Понятно, что в этих обстоятельствах, а ко всему добавлялись ещё периодические бунты башкир, казахов и калмыков, подавлять которые было одной из обязанностей казаков, Яик представлял собой "гремучую смесь", готовую взорваться от первой же искры. Такой "искрой" оказался предвыборный инцидент августа 1770 г., когда на сеймике в Гродеке-Яицком произошла ссора между "войсковыми" и "старшинскими" казаками. Первые хотели выбрать послом некоего Ивана Зарубу, чтобы через него "рассказать светлейшему цесарю о творимых ворами-воеводами беззакониях", а вторые, естественно горой стояли за кандидата, указанного "киевским" атаманом. Спорщики схватились за сабли, и собрание в один момент превратилось в кровавую схватку. Заруба был убит.

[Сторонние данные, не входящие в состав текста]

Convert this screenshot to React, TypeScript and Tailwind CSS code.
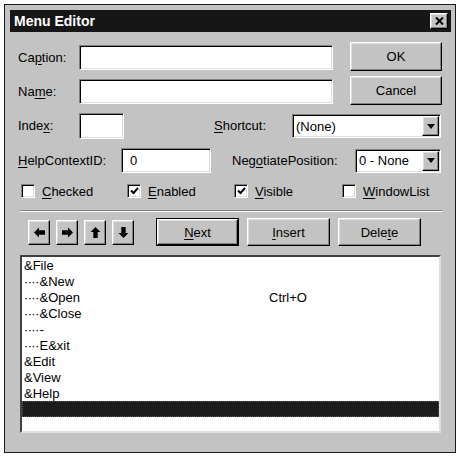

Известие о смерти своего "заступника" послужило сигналом к восстанию "войсковых". Все приближённые атамана, не успевшие убежать из города, были убиты на месте. Гродек-Яицкий перешёл в руки восставших. Восстание стихийно распространялось по краю. Казацкие полки присоединялись к нему один за другим. Комиссар Сангушко выслал войска для его подавления, но командиры действовали нерешительно, не будучи уверенными в спокойствии собственных тылов. В свою очередь, казаки, одержав первую победу и перебив ненавистных "старшинских", не знали, что делать дальше. Гродек-Яицкий, нежданно-негаданно ставший столицей "вольного края", пребывал в состоянии "революционного хаоса".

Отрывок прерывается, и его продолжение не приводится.